Tuesday, May 23, 2006

Fluff and Fold

When I was a little girl, I saw a television show about people who sort through the charred remains of fires and try to piece papers and important documents back together. The people who were profiled were quite good at their work. I recall one of them using a pair of tweezers to sift through a pile of what looked like gray dust, but was actually burned cash. The narrator explained how a really skilled person could make sense even of this pile of dust, and that the proper procedure was to sift through the pile and look for the largest pieces first, as they would contain clues that would help one put the rest of the pieces of the puzzle back together.

I had this principle in mind this morning as I pulled a particularly large load of clothing out of the dryer. With Ty and I being the urban yuppies that we are, about 99.99% of our socks are black, with just a few pairs of white cotton ones thrown in so that we can delude ourselves into believing that we are athletic. When I let the laundry slide a bit, it is like searching for clues in a big pile of dust to try to match the various black socks, emerging from the great big sock orgy, with their proper partners. I look for size, materials, wear patterns--anything that will provide clues.

What exciting forensics do you participate in?

8 Comments:

Blogger mamatulip said...

Identifying what it is exactly that I'm pulling out of the fridge is always fun, especially items that come from the crisper.

9:19 AM  
Blogger Mignon said...

Ah, the stack of puzzles 4 ft high on occasion end up in a jumbled pile of puzzle pieces the size of a bean bag. And there are 3 different Nemo puzzles in the mix. If I didn't already know how type A I was, the fact that all 14 puzzles are completely intact without any pieces missing should clue me in.

MamaT, I've got the crisper issue too. What exactly is it for, besides hiding vegetables until they look like science projects. I say just give me two more shelves, dammit.

9:37 AM  
Blogger Mrs. Harridan said...

I have a second fridge out in my shed, which has electricity and a poured cement floor (the previous owner used to store and charge his Harley in there). There is a little red light on the back of the shed that lets me know the power is still on, just in case it does that thing where it goes off for no reason. One time, it *did* go off, but I didn't notice the light was off ... for about 2 weeks. The month's worth of meat I'd stored in the freezer had liquefied and run down the back of the machine - INSIDE the workings as well as down the plasticky part I could actually clean. That's when I knew I could never actually be a CSI. The stench of rotting meat almost knocked me down as I cleaned, scrubbed and Lysoled.

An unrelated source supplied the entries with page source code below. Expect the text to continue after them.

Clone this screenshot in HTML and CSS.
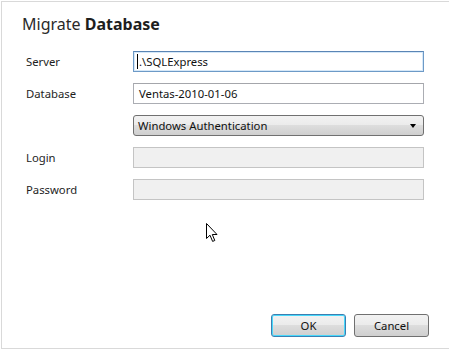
FILE: index.html
```html
<!DOCTYPE html>
<html>
<head>
<meta charset="utf-8">
<link rel="stylesheet" href="styles.css">
</head>
<body>
<div class="window">
  <h1 class="title">Migrate <b>Database</b></h1>
  <div class="form">
    <label class="label">Server</label>
    <div class="field focused"><span class="caret"></span>.\SQLExpress</div>
    <label class="label">Database</label>
    <div class="field">Ventas-2010-01-06</div>
    <span class="label"></span>
    <div class="select">Windows Authentication<span class="arrow"></span></div>
    <label class="label">Login</label>
    <div class="field disabled"></div>
    <label class="label">Password</label>
    <div class="field disabled"></div>
  </div>
  <div class="footer">
    <button class="btn default">OK</button>
    <button class="btn">Cancel</button>
  </div>
  <svg class="cursor" width="13" height="20" viewBox="0 0 13 20">
    <path d="M0.5 0.5 L0.5 15.5 L4 12.2 L6.6 18.4 L8.8 17.5 L6.3 11.5 L11 11.5 Z" fill="#fff" stroke="#000" stroke-width="1" stroke-linejoin="miter"/>
  </svg>
</div>
</body>
</html>
```
FILE: styles.css
```css
html, body {
  margin: 0;
  padding: 0;
  background: #fff;
}
body {
  font-family: "Noto Sans", "Open Sans", sans-serif;
  font-size: 11.3px;
  color: #1e1e1e;
}
.window {
  position: relative;
  box-sizing: border-box;
  margin: 1px 0 0 1px;
  height: 348px;
  border-top: 1px solid #d9d9d9;
  border-left: 1px solid #d9d9d9;
  border-bottom: 1px solid #d9d9d9;
  display: flex;
  flex-direction: column;
  padding: 0 20px 11px 20px;
}
.title {
  margin: 11px 0 0 0;
  font-size: 16px;
  line-height: 22px;
  font-weight: normal;
  color: #2a2a2a;
}
.title b {
  font-weight: bold;
  color: #1e1e1e;
}
.form {
  margin-top: 16px;
  display: grid;
  grid-template-columns: 107px 291px;
  grid-auto-rows: 21px;
  row-gap: 11px;
  padding-left: 4px;
}
.label {
  display: flex;
  align-items: center;
  color: #1e1e1e;
}
.field {
  box-sizing: border-box;
  border: 1px solid #abadb3;
  border-top-color: #a4a6ab;
  background: #fff;
  display: flex;
  align-items: center;
  padding-left: 5px;
  color: #111;
}
.field.focused {
  border-color: #6d9ac7;
  border-top-color: #5a85b5;
  box-shadow: inset 0 0 0 1px #d6e8f8;
  padding-left: 3px;
}
.caret {
  display: inline-block;
  width: 1px;
  height: 15px;
  background: #000;
  margin-right: 1px;
}
.field.disabled {
  background: #f0f0f0;
  border-color: #c4c4c4;
}
.select {
  box-sizing: border-box;
  border: 1px solid #707070;
  border-radius: 3px;
  background: linear-gradient(#f2f2f2 0%, #ebebeb 49%, #dddddd 50%, #cfcfcf 100%);
  display: flex;
  align-items: center;
  padding-left: 4px;
  position: relative;
  color: #111;
}
.arrow {
  position: absolute;
  right: 7px;
  top: 8px;
  width: 0;
  height: 0;
  border-left: 3.5px solid transparent;
  border-right: 3.5px solid transparent;
  border-top: 4px solid #000;
}
.footer {
  margin-top: auto;
  display: flex;
  justify-content: flex-end;
  gap: 8px;
}
.btn {
  box-sizing: border-box;
  width: 75px;
  height: 23px;
  border: 1px solid #707070;
  border-radius: 3px;
  background: linear-gradient(#f2f2f2 0%, #ebebeb 49%, #dddddd 50%, #cfcfcf 100%);
  font-family: "Noto Sans", "Open Sans", sans-serif;
  font-size: 11.3px;
  color: #111;
  padding: 0;
}
.btn.default {
  border-color: #3c7fb1;
  box-shadow: inset 0 0 0 1px #48d8fb;
}
.cursor {
  position: absolute;
  left: 204px;
  top: 221px;
}
```
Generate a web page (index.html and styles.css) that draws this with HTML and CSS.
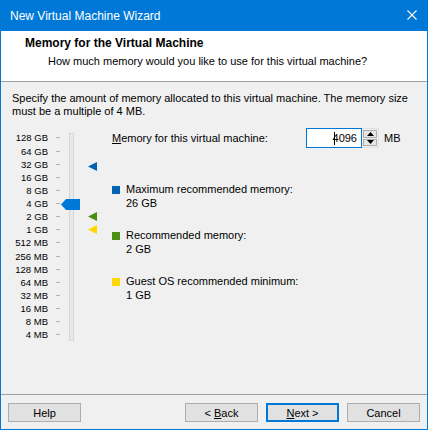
FILE: index.html
```html
<!DOCTYPE html>
<html>
<head>
<meta charset="utf-8">
<link rel="stylesheet" href="styles.css">
</head>
<body>
<div class="window">
  <div class="titlebar">
    <span class="title">New Virtual Machine Wizard</span>
    <svg class="close" width="10" height="10" viewBox="0 0 10 10"><path d="M0.5 0.5 L9.5 9.5 M9.5 0.5 L0.5 9.5" stroke="#fff" stroke-width="1.1" fill="none"/></svg>
  </div>
  <div class="header">
    <div class="h-title">Memory for the Virtual Machine</div>
    <div class="h-sub">How much memory would you like to use for this virtual machine?</div>
  </div>
  <div class="content">
    <p class="desc">Specify the amount of memory allocated to this virtual machine. The memory size must be a multiple of 4&nbsp;MB.</p>
    <div class="main">
      <div class="slider">
        <div class="labels">
          <div>128 GB</div><div>64 GB</div><div>32 GB</div><div>16 GB</div><div>8 GB</div><div>4 GB</div><div>2 GB</div><div>1 GB</div><div>512 MB</div><div>256 MB</div><div>128 MB</div><div>64 MB</div><div>32 MB</div><div>16 MB</div><div>8 MB</div><div>4 MB</div>
        </div>
        <div class="ticks">
          <i></i><i></i><i></i><i></i><i></i><i></i><i></i><i></i><i></i><i></i><i></i><i></i><i></i><i></i><i></i><i></i>
        </div>
        <div class="track"></div>
        <svg class="thumb" width="19" height="11" viewBox="0 0 19 11"><polygon points="0,5.5 5,0 19,0 19,11 5,11" fill="#0078d7"/></svg>
        <svg class="marker m-blue" width="9" height="9" viewBox="0 0 9 9"><polygon points="0,4.5 9,0 9,9" fill="#0063b1"/></svg>
        <svg class="marker m-green" width="9" height="9" viewBox="0 0 9 9"><polygon points="0,4.5 9,0 9,9" fill="#4a8f12"/></svg>
        <svg class="marker m-yellow" width="9" height="9" viewBox="0 0 9 9"><polygon points="0,4.5 9,0 9,9" fill="#ffd800"/></svg>
      </div>
      <div class="right">
        <div class="mem-row">
          <label class="mem-label"><u>M</u>emory for this virtual machine:</label>
          <div class="spin">
            <div class="spin-text"><span class="caret"></span>4096</div>
            <div class="spin-btns">
              <div class="sbtn"><svg width="7" height="4" viewBox="0 0 7 4"><polygon points="0,4 3.5,0 7,4" fill="#000"/></svg></div>
              <div class="sbtn"><svg width="7" height="4" viewBox="0 0 7 4"><polygon points="0,0 7,0 3.5,4" fill="#000"/></svg></div>
            </div>
          </div>
          <span class="unit">MB</span>
        </div>
        <div class="legend">
          <div class="item">
            <span class="sq sq-blue"></span>
            <div class="itext"><div>Maximum recommended memory:</div><div>26 GB</div></div>
          </div>
          <div class="item">
            <span class="sq sq-green"></span>
            <div class="itext"><div>Recommended memory:</div><div>2 GB</div></div>
          </div>
          <div class="item">
            <span class="sq sq-yellow"></span>
            <div class="itext"><div>Guest OS recommended minimum:</div><div>1 GB</div></div>
          </div>
        </div>
      </div>
    </div>
  </div>
  <div class="footer">
    <button class="btn">Help</button>
    <div class="spacer"></div>
    <button class="btn">&lt; <u>B</u>ack</button>
    <button class="btn btn-default"><u>N</u>ext &gt;</button>
    <button class="btn">Cancel</button>
  </div>
</div>
</body>
</html>
```
FILE: styles.css
```css
html, body {
  margin: 0;
  padding: 0;
}
body {
  font-family: "Liberation Sans", Arial, sans-serif;
  font-size: 11px;
  color: #000;
  background: #f0f0f0;
}
.window {
  width: 428px;
  height: 430px;
  box-sizing: border-box;
  border: 1px solid #0078d7;
  border-top: 0;
  display: flex;
  flex-direction: column;
  background: #f0f0f0;
}
.titlebar {
  height: 31px;
  flex: none;
  background: #0078d7;
  color: #fff;
  display: flex;
  align-items: center;
  justify-content: space-between;
  padding-left: 9px;
  padding-right: 10px;
}
.title {
  font-size: 12px;
}
.close {
  display: block;
  margin-top: -1px;
}
.header {
  height: 51px;
  flex: none;
  box-sizing: border-box;
  background: #fff;
  border-bottom: 1px solid #a0a0a0;
  padding: 5px 0 0 24px;
  line-height: 15px;
}
.h-title {
  font-weight: bold;
  font-size: 12px;
}
.h-sub {
  margin-top: 3px;
  padding-left: 23px;
}
.content {
  padding: 10px 11px 0 11px;
}
.desc {
  margin: 0;
  line-height: 13px;
}
.main {
  display: flex;
  margin-top: 10px;
}
.slider {
  position: relative;
  width: 100px;
  height: 214px;
  display: flex;
  flex: none;
}
.labels {
  width: 36px;
  padding-top: 3.4px;
  text-align: right;
  font-size: 9.5px;
  line-height: 13.13px;
}
.ticks {
  margin-left: 8px;
  width: 4px;
  padding-top: 3.4px;
  display: flex;
  flex-direction: column;
}
.ticks i {
  display: block;
  height: 13.13px;
  position: relative;
}
.ticks i::after {
  content: "";
  display: block;
  height: 1px;
  background: #b4b4b4;
  margin-top: 6px;
}
.track {
  margin-left: 9px;
  margin-top: 5px;
  width: 5px;
  height: 208px;
  box-sizing: border-box;
  border: 1px solid #d6d6d6;
  background: #e7eaea;
}
.thumb {
  position: absolute;
  left: 49px;
  top: 71px;
}
.marker {
  position: absolute;
  left: 76px;
}
.m-blue { top: 34px; }
.m-green { top: 84px; }
.m-yellow { top: 97px; }
.right {
  flex: 1;
}
.mem-row {
  display: flex;
  align-items: center;
  height: 20px;
}
.mem-label {
  width: 194px;
}
.spin {
  display: flex;
  height: 20px;
}
.spin-text {
  width: 56px;
  height: 20px;
  box-sizing: border-box;
  border: 1px solid #0078d7;
  background: #fff;
  text-align: right;
  padding-right: 4px;
  line-height: 18px;
  position: relative;
}
.caret {
  position: absolute;
  left: 27px;
  top: 3px;
  width: 1px;
  height: 13px;
  background: #000;
}
.spin-btns {
  width: 17px;
  height: 20px;
  box-sizing: border-box;
  padding: 1px;
  display: flex;
  flex-direction: column;
  gap: 1px;
  background: #f0f0f0;
  border: 1px solid #e0e0e0;
  border-left: 0;
}
.sbtn {
  flex: 1;
  background: #e5e5e5;
  border: 1px solid #adadad;
  display: flex;
  align-items: center;
  justify-content: center;
}
.sbtn svg { display: block; }
.unit {
  margin-left: 5px;
}
.legend {
  margin-top: 34px;
  display: flex;
  flex-direction: column;
  gap: 18px;
}
.item {
  display: flex;
  line-height: 14px;
}
.sq {
  width: 8px;
  height: 8px;
  margin-top: 4px;
  margin-right: 6px;
  flex: none;
}
.sq-blue { background: #0063b1; }
.sq-green { background: #4a8f12; }
.sq-yellow { background: #ffd800; }
.footer {
  margin-top: auto;
  border-top: 1px solid #a0a0a0;
  padding: 8px 7px 7px 7px;
  display: flex;
  gap: 8px;
}
.spacer { flex: 1; }
.btn {
  width: 73px;
  height: 19px;
  box-sizing: border-box;
  background: #e1e1e1;
  border: 1px solid #adadad;
  font-family: "Liberation Sans", Arial, sans-serif;
  font-size: 11px;
  color: #000;
  padding: 0;
  line-height: 16px;
}
.btn-default {
  border: 2px solid #0078d7;
}
```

The fridge still smells funky.

11:02 AM  
Anonymous Anonymous said...

I have the nose of a bloodhound so most of my forensic activities involve identifying odors (and eradicating them) around the house. I imagine this is going to drive me out of my mind once we have a baby.

Mrs. Harridan I'm with you. That would have been too much.

11:06 AM  
Blogger Tink said...

I try to make sense of the little bits of shredded paper I find in the dryer after I forget to check Hoop's pockets. It's usually paperwork for his job... Or cash... Or other horribly important things.

3:12 PM  
Blogger Ditsy Chick said...

Socks for me as well...the damn things either multiply or divide, depending on the day. I spent hours each week trying to find socks for me 3 children to leave the house in....if I am desperate I go buy a new pack and go with them until they run out...

2:48 AM  
Anonymous Anonymous said...

Socks. My kids are getting big, my son's socks are almost as big as mine, my daughter's almost as big as his. We have loads of khaki and white socks and pairing them is a nightmare as well as figuring out who owns what. (My athletic socks look small when they come out of the dryer, like a kid's sock!)

12:30 PM  
Blogger ptg said...

Back in Prussia, we always clipped our pairs of socks together before washing. You describe the Mediterranean method of sock washery, as evidenced not only by the confusion, but by the fact that you refer to the jumble of undisciplined socks as an 'orgy'.